Eye For Film >> Movies >> The Aura (2005) Film Review
The Aura
Reviewed by: Amber Wilkinson
Director Fabian Bielinsky - who netted a raft of awards for his debut feature Nine Queens - proves it was no flash in the pan with this fantastic thriller.
Here he teams up once again with the crumpled-but-sexy Ricardo Darin (Nine Queens, Son Of The Bride), who puts in yet another wonderfully nuanced performance.
Darin is Esteban Espinoza, an epileptic taxidermist whose life is in a rut. He is obsessed with hold ups ("People are robbing all the time, but they are stupid," he confides in a pal) and is convinced he could commit the perfect crime. It's not just his work that is stuffed, however, his marriage is, too, and when his wife walks out the door he decides to get away from it all and go hunting in the Patagonian forest.
While there, an accidental meeting - and an accidental death - plunge him into the centre of a real-life heist. Only these criminals aren't the nice, clever guys from his dreams, they're the real deal - bad men, who do bad things to good people. This, coupled with Esteban's tendency to suffer fits (preceded by an eerie "aura" moment when time stands still just before he collapses), means he is in up to his neck.

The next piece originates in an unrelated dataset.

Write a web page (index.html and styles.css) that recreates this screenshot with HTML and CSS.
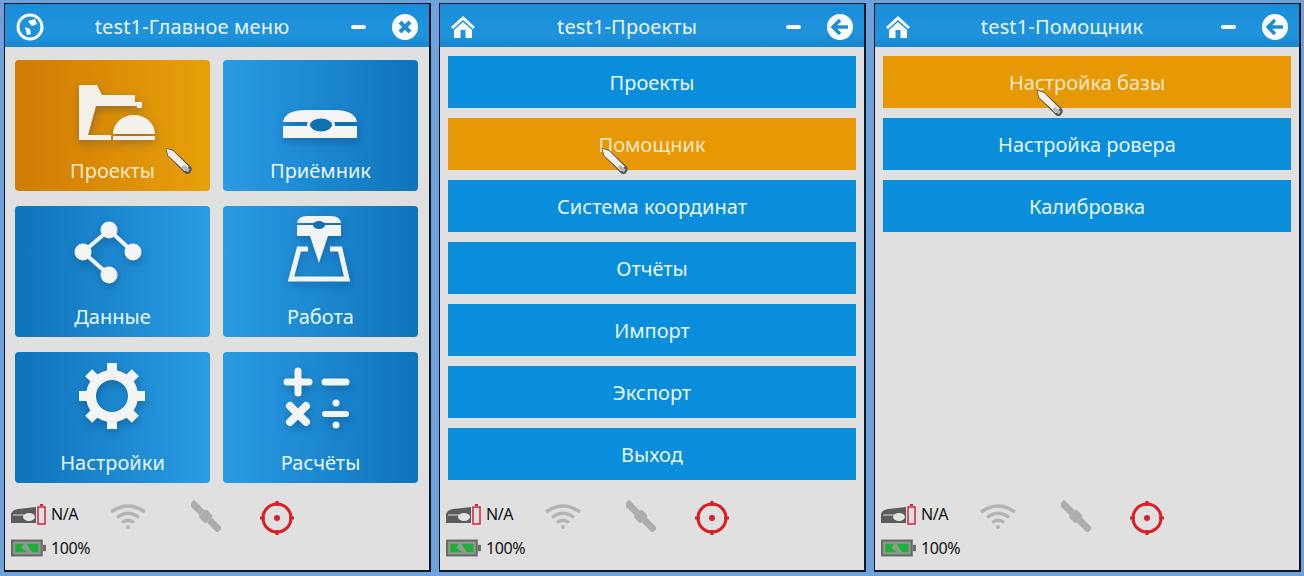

El Aura has a film noir heart as dark as the Patagonian woods. Bielinsky's clever direction - coupled with an atmospheric piano-driven score - make the wide-open spaces of the forest feel as oppressive as the streets of New York. Where El Aura really scores, however, is in terms of characterisation.
Though the plot is intricate, it never feels overly slick and Bielinsky always favours back story over a special effect. It is the minutae of relationships as much as the minutae of the heist which are under the microscope here. Tense and twisty, this is what thrillers should be about. How it wasn't short-listed for best foreign language film in this year's Oscars is beyond me.